Cogito Ergo Non Serviam

Ben Bradlee, 1921-2014

While there are famous writers, there are almost no famous editors. Yet any scribe worth his or her salt understands that the editor provides the reality check that is necessary on the creative process. The term comes from the gladiatorial games of ancient Rome, where the editor would decide whether a fallen combatant would live or die. Yesterday, Ben Bradlee died at 93, the greatest editor of his generation and perhaps in American history.

Mr. Bradlee is best known for being the man who backed reporters Bob Woodward and Carl Bernstein as they investigated the Watergate burglary and cover-up. In the movie based on "Woodstein's" book "All the President's Men," Jason Robards as Mr. Bradlee said, "We're under a lot of pressure, you know, and you put us there. Nothing riding on this except the First Amendment of the Constitution, freedom of the press, and maybe the future of the country." That is not an exaggeration.

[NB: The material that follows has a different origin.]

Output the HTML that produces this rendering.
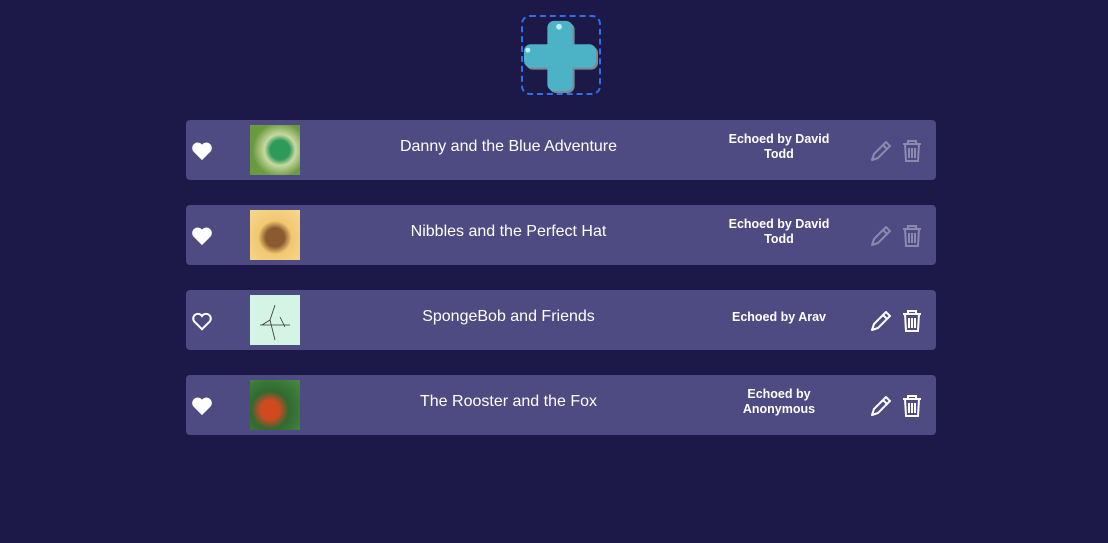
<!DOCTYPE html><html><head><style>
body{margin:0;background:#1c1848;width:1108px;height:543px;overflow:hidden;font-family:"Liberation Sans",sans-serif;position:relative}
.add{position:absolute;left:521px;top:15px;width:76px;height:76px;border:2px dashed #2f6fe8;border-radius:9px}
.card{position:absolute;left:186px;width:750px;height:60px;background:#4e4a82;border-radius:4px;color:#fff}
.heart{position:absolute;left:191px;top:21px}
.thumb{position:absolute;left:64px;top:5px;width:50px;height:50px}
.title{position:absolute;left:160px;width:325px;top:-3px;line-height:60px;text-align:center;font-size:16px}
.echo{position:absolute;left:533px;width:120px;top:-3px;height:60px;display:flex;align-items:center;justify-content:center;text-align:center;font-weight:bold;font-size:12.5px;line-height:15px}
.icons{position:absolute;left:684px;top:18px}
.dim{opacity:.35}
</style></head><body>
<div class="add"><svg width="76" height="76" viewBox="0 0 78 78" style="position:absolute;left:0;top:0">
<path d="M32 4h12a7 7 0 0 1 7 7v17h17a7 7 0 0 1 7 7v10a7 7 0 0 1-7 7H51v17a7 7 0 0 1-7 7H32a7 7 0 0 1-7-7V52H8a7 7 0 0 1-7-7V35a7 7 0 0 1 7-7h17V11a7 7 0 0 1 7-7z" fill="#7a8a94" transform="translate(2,2)"/>
<path d="M32 4h12a7 7 0 0 1 7 7v17h17a7 7 0 0 1 7 7v10a7 7 0 0 1-7 7H51v17a7 7 0 0 1-7 7H32a7 7 0 0 1-7-7V52H8a7 7 0 0 1-7-7V35a7 7 0 0 1 7-7h17V11a7 7 0 0 1 7-7z" fill="#4cb2c6"/>
<circle cx="37" cy="10" r="3" fill="#bdf0f8"/><circle cx="5" cy="34" r="2.5" fill="#bdf0f8"/></svg></div>

<div class="card" style="top:120px">
<svg class="heart" style="left:5px" width="22" height="20" viewBox="0 0 24 22"><path d="M12 21 2.5 11.5A5.5 5.5 0 0 1 12 4a5.5 5.5 0 0 1 9.5 7.5z" fill="#fff"/></svg>
<div class="thumb" style="background:radial-gradient(circle at 60% 50%,#2e9a5a 0 25%,#c8d9a0 40%,#6a9a40 70%)"></div>
<div class="title">Danny and the Blue Adventure</div>
<div class="echo">Echoed by David<br>Todd</div>
<svg class="icons dim" width="56" height="26" viewBox="0 0 56 26"><path d="M2 22l2-6 12-12 4 4-12 12z M13 7l4 4" stroke="#fff" stroke-width="2" fill="none" stroke-linejoin="round"/><path d="M33 6h18M38 6V3h8v3M35 6l1 17h12l1-17M39 10v10M42 10v10M45 10v10" stroke="#fff" stroke-width="2" fill="none"/></svg>
</div>

<div class="card" style="top:205px">
<svg class="heart" style="left:5px" width="22" height="20" viewBox="0 0 24 22"><path d="M12 21 2.5 11.5A5.5 5.5 0 0 1 12 4a5.5 5.5 0 0 1 9.5 7.5z" fill="#fff"/></svg>
<div class="thumb" style="background:radial-gradient(circle at 50% 55%,#8a5a30 0 25%,#f2c870 45%,#f5d890)"></div>
<div class="title">Nibbles and the Perfect Hat</div>
<div class="echo">Echoed by David<br>Todd</div>
<svg class="icons dim" width="56" height="26" viewBox="0 0 56 26"><path d="M2 22l2-6 12-12 4 4-12 12z M13 7l4 4" stroke="#fff" stroke-width="2" fill="none" stroke-linejoin="round"/><path d="M33 6h18M38 6V3h8v3M35 6l1 17h12l1-17M39 10v10M42 10v10M45 10v10" stroke="#fff" stroke-width="2" fill="none"/></svg>
</div>

<div class="card" style="top:290px">
<svg class="heart" style="left:5px" width="22" height="20" viewBox="0 0 24 22"><path d="M12 20 3.2 11.2A5 5 0 0 1 12 5.5a5 5 0 0 1 8.8 5.7z" fill="none" stroke="#fff" stroke-width="2.2"/></svg>
<div class="thumb" style="background:#d4f5e6"><svg width="50" height="50"><path d="M10 30h30M25 10l-5 15 5 20M20 25l-8 5M30 22l5 10" stroke="#333" stroke-width=".8" fill="none"/></svg></div>
<div class="title">SpongeBob and Friends</div>
<div class="echo">Echoed by Arav</div>
<svg class="icons" width="56" height="26" viewBox="0 0 56 26"><path d="M2 22l2-6 12-12 4 4-12 12z M13 7l4 4" stroke="#fff" stroke-width="2" fill="none" stroke-linejoin="round"/><path d="M33 6h18M38 6V3h8v3M35 6l1 17h12l1-17M39 10v10M42 10v10M45 10v10" stroke="#fff" stroke-width="2" fill="none"/></svg>
</div>

<div class="card" style="top:375px">
<svg class="heart" style="left:5px" width="22" height="20" viewBox="0 0 24 22"><path d="M12 21 2.5 11.5A5.5 5.5 0 0 1 12 4a5.5 5.5 0 0 1 9.5 7.5z" fill="#fff"/></svg>
<div class="thumb" style="background:radial-gradient(circle at 40% 60%,#d04a20 0 22%,#2f6a30 45%,#4a8a40)"></div>
<div class="title">The Rooster and the Fox</div>
<div class="echo">Echoed by<br>Anonymous</div>
<svg class="icons" width="56" height="26" viewBox="0 0 56 26"><path d="M2 22l2-6 12-12 4 4-12 12z M13 7l4 4" stroke="#fff" stroke-width="2" fill="none" stroke-linejoin="round"/><path d="M33 6h18M38 6V3h8v3M35 6l1 17h12l1-17M39 10v10M42 10v10M45 10v10" stroke="#fff" stroke-width="2" fill="none"/></svg>
</div>
</body></html>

A year earlier, his Washington Post and the New York Times, which lagged badly on Watergate, fought it out with the Nixon White House over the publication of the Pentagon Papers, classified documents that showed that the war in Vietnam was not going as political leaders and the military brass portrayed it. The Supreme Court, on a 6-3 vote, held that the papers had the right to publish them despite their classified nature. This made the Post. "The Post was still looking for a seat at the big table," he recalled. "We weren't at the big table yet. We very much wanted to go there."

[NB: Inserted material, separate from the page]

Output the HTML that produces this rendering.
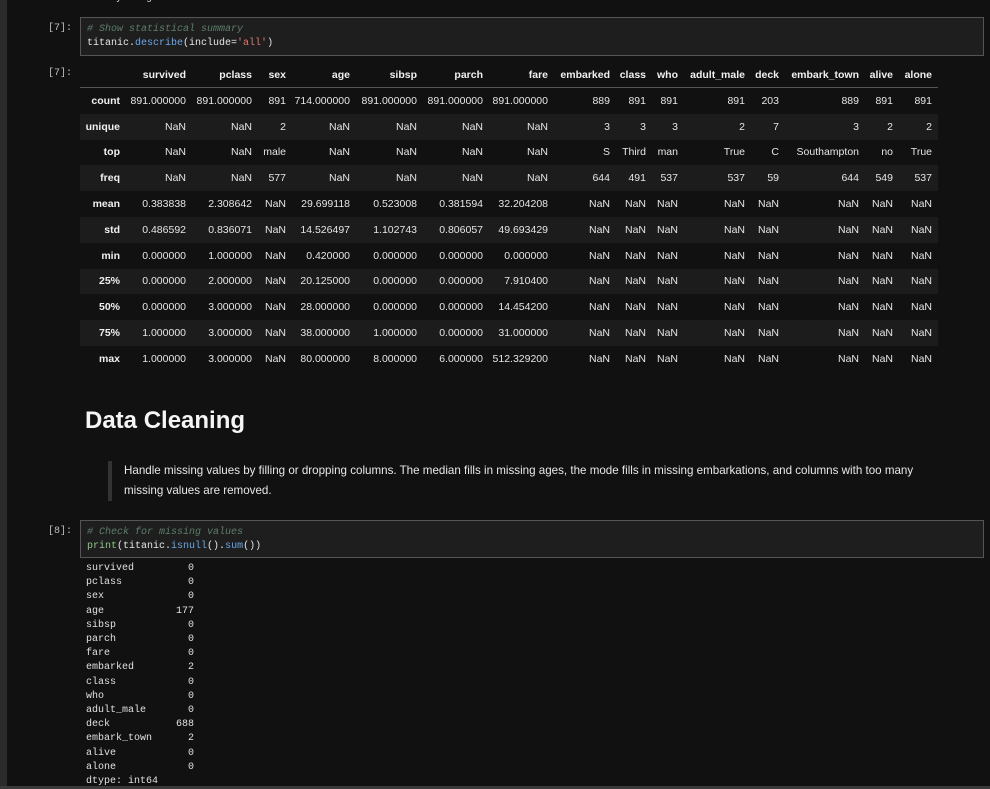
<!DOCTYPE html>
<html><head><meta charset="utf-8"><style>
body{margin:0;width:990px;height:789px;background:#111111;overflow:hidden;position:relative;font-family:"Liberation Sans",sans-serif;color:#e6e6e6}
.lb{position:absolute;left:0;top:0;width:7px;height:789px;background:#2b2b2b}
.bb{position:absolute;left:0;top:786px;width:990px;height:3px;background:#3a3a3a}
.mono{font-family:"Liberation Mono",monospace;font-size:10px}
.prompt{position:absolute;width:72px;text-align:right;left:0;color:#bdbdbd}
.code{position:absolute;left:80px;width:904px;background:#1e1e1e;border:1px solid #555;box-sizing:border-box;padding:5px 6px;line-height:14px}
.c{color:#5d7f6a;font-style:italic}.f{color:#6aa7e8}.s{color:#e07a6a}.g{color:#8fc48a}
table{position:absolute;left:80px;top:62px;border-collapse:collapse;font-size:10.5px;table-layout:fixed;width:858px}
td,th{text-align:right;padding:0 6px 0 0;height:25.8px;white-space:nowrap;overflow:visible}
th{font-weight:bold;color:#f0f0f0}
thead th{height:25px;border-bottom:1px solid #555}
tbody tr:nth-child(even){background:#1c1c1c}
.out{position:absolute;left:86px;top:562px;line-height:14.2px;white-space:pre;color:#e0e0e0}
</style></head><body>
<div class="lb"></div><div class="bb"></div>
<div class="mono" style="position:absolute;left:86px;top:-7px;color:#ddd">memory usage: 80.7+ KB</div>
<div class="prompt mono" style="top:23px">[7]:</div>
<div class="code mono" style="top:17px;height:39px"><span class="c"># Show statistical summary</span><br>titanic.<span class="f">describe</span>(include=<span class="s">'all'</span>)</div>
<div class="prompt mono" style="top:68px">[7]:</div>
<table>
<colgroup><col style="width:46px"><col style="width:66px"><col style="width:66px"><col style="width:34px"><col style="width:64px"><col style="width:67px"><col style="width:66px"><col style="width:65px"><col style="width:62px"><col style="width:36px"><col style="width:32px"><col style="width:67px"><col style="width:34px"><col style="width:80px"><col style="width:34px"><col style="width:39px"></colgroup>
<thead><tr><th></th><th>survived</th><th>pclass</th><th>sex</th><th>age</th><th>sibsp</th><th>parch</th><th>fare</th><th>embarked</th><th>class</th><th>who</th><th>adult_male</th><th>deck</th><th>embark_town</th><th>alive</th><th>alone</th></tr></thead>
<tbody>
<tr><th>count</th><td>891.000000</td><td>891.000000</td><td>891</td><td>714.000000</td><td>891.000000</td><td>891.000000</td><td>891.000000</td><td>889</td><td>891</td><td>891</td><td>891</td><td>203</td><td>889</td><td>891</td><td>891</td></tr>
<tr><th>unique</th><td>NaN</td><td>NaN</td><td>2</td><td>NaN</td><td>NaN</td><td>NaN</td><td>NaN</td><td>3</td><td>3</td><td>3</td><td>2</td><td>7</td><td>3</td><td>2</td><td>2</td></tr>
<tr><th>top</th><td>NaN</td><td>NaN</td><td>male</td><td>NaN</td><td>NaN</td><td>NaN</td><td>NaN</td><td>S</td><td>Third</td><td>man</td><td>True</td><td>C</td><td>Southampton</td><td>no</td><td>True</td></tr>
<tr><th>freq</th><td>NaN</td><td>NaN</td><td>577</td><td>NaN</td><td>NaN</td><td>NaN</td><td>NaN</td><td>644</td><td>491</td><td>537</td><td>537</td><td>59</td><td>644</td><td>549</td><td>537</td></tr>
<tr><th>mean</th><td>0.383838</td><td>2.308642</td><td>NaN</td><td>29.699118</td><td>0.523008</td><td>0.381594</td><td>32.204208</td><td>NaN</td><td>NaN</td><td>NaN</td><td>NaN</td><td>NaN</td><td>NaN</td><td>NaN</td><td>NaN</td></tr>
<tr><th>std</th><td>0.486592</td><td>0.836071</td><td>NaN</td><td>14.526497</td><td>1.102743</td><td>0.806057</td><td>49.693429</td><td>NaN</td><td>NaN</td><td>NaN</td><td>NaN</td><td>NaN</td><td>NaN</td><td>NaN</td><td>NaN</td></tr>
<tr><th>min</th><td>0.000000</td><td>1.000000</td><td>NaN</td><td>0.420000</td><td>0.000000</td><td>0.000000</td><td>0.000000</td><td>NaN</td><td>NaN</td><td>NaN</td><td>NaN</td><td>NaN</td><td>NaN</td><td>NaN</td><td>NaN</td></tr>
<tr><th>25%</th><td>0.000000</td><td>2.000000</td><td>NaN</td><td>20.125000</td><td>0.000000</td><td>0.000000</td><td>7.910400</td><td>NaN</td><td>NaN</td><td>NaN</td><td>NaN</td><td>NaN</td><td>NaN</td><td>NaN</td><td>NaN</td></tr>
<tr><th>50%</th><td>0.000000</td><td>3.000000</td><td>NaN</td><td>28.000000</td><td>0.000000</td><td>0.000000</td><td>14.454200</td><td>NaN</td><td>NaN</td><td>NaN</td><td>NaN</td><td>NaN</td><td>NaN</td><td>NaN</td><td>NaN</td></tr>
<tr><th>75%</th><td>1.000000</td><td>3.000000</td><td>NaN</td><td>38.000000</td><td>1.000000</td><td>0.000000</td><td>31.000000</td><td>NaN</td><td>NaN</td><td>NaN</td><td>NaN</td><td>NaN</td><td>NaN</td><td>NaN</td><td>NaN</td></tr>
<tr><th>max</th><td>1.000000</td><td>3.000000</td><td>NaN</td><td>80.000000</td><td>8.000000</td><td>6.000000</td><td>512.329200</td><td>NaN</td><td>NaN</td><td>NaN</td><td>NaN</td><td>NaN</td><td>NaN</td><td>NaN</td><td>NaN</td></tr>
</tbody></table>
<div style="position:absolute;left:85px;top:407px;font-size:24px;font-weight:bold;color:#f5f5f5">Data Cleaning</div>
<div style="position:absolute;left:108px;top:461px;width:4px;height:40px;background:#333"></div>
<div style="position:absolute;left:124px;top:461px;width:800px;font-size:11.6px;line-height:20px;color:#e8e8e8">Handle missing values by filling or dropping columns. The median fills in missing ages, the mode fills in missing embarkations, and columns with too many missing values are removed.</div>
<div class="prompt mono" style="top:526px">[8]:</div>
<div class="code mono" style="top:520px;height:38px"><span class="c"># Check for missing values</span><br><span class="g">print</span>(titanic.<span class="f">isnull</span>().<span class="f">sum</span>())</div>
<div class="out mono">survived         0
pclass           0
sex              0
age            177
sibsp            0
parch            0
fare             0
embarked         2
class            0
who              0
adult_male       0
deck           688
embark_town      2
alive            0
alone            0
dtype: int64</div>
</body></html>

The whole purpose of being a reporter is to get the news right and first. In 1981, the Post won a Pulitzer with a piece Janet Cooke wrote called "Jimmy's World," about an 8-year-old drug addict. Not long after, it came out that Ms. Cooke never interviewed Jimmy and fabricated the story. The paper returned the award, and Ms. Cooke left the paper.

"It is tragedy that someone as talented and promising as Janet Cooke, with everything going for her, felt that she had to falsify the facts," Mr. Bradlee said at the time. "The credibility of a newspaper is its most precious asset, and it depends almost entirely on the integrity of its reporters. When that integrity is questioned and found wanting, the wounds are grievous, and there is nothing to do but come clean with our readers, apologize to the Advisory Board of the Pulitzer Prizes, and begin immediately on the uphill task of regaining our credibility."

One cannot expect a reporter, editor or publisher to be objective. Human beings aren't objective. They come to each story with a lifetime of experience and varieties of wisdom and knowledge in various proportions. However, each and every one of them can be credible. Indeed, each must be if the idea of self-government is not to devolve into jackboots breaking down bedroom doors at four in the morning.

Mr. Bradlee not only understood this, but also he worked every day to protect and enhance it at the WaPo. American journalism shines a little less brightly, and the road ahead is a little rockier with his passing. His example, though, may be enough to keep the profession from destroying itself.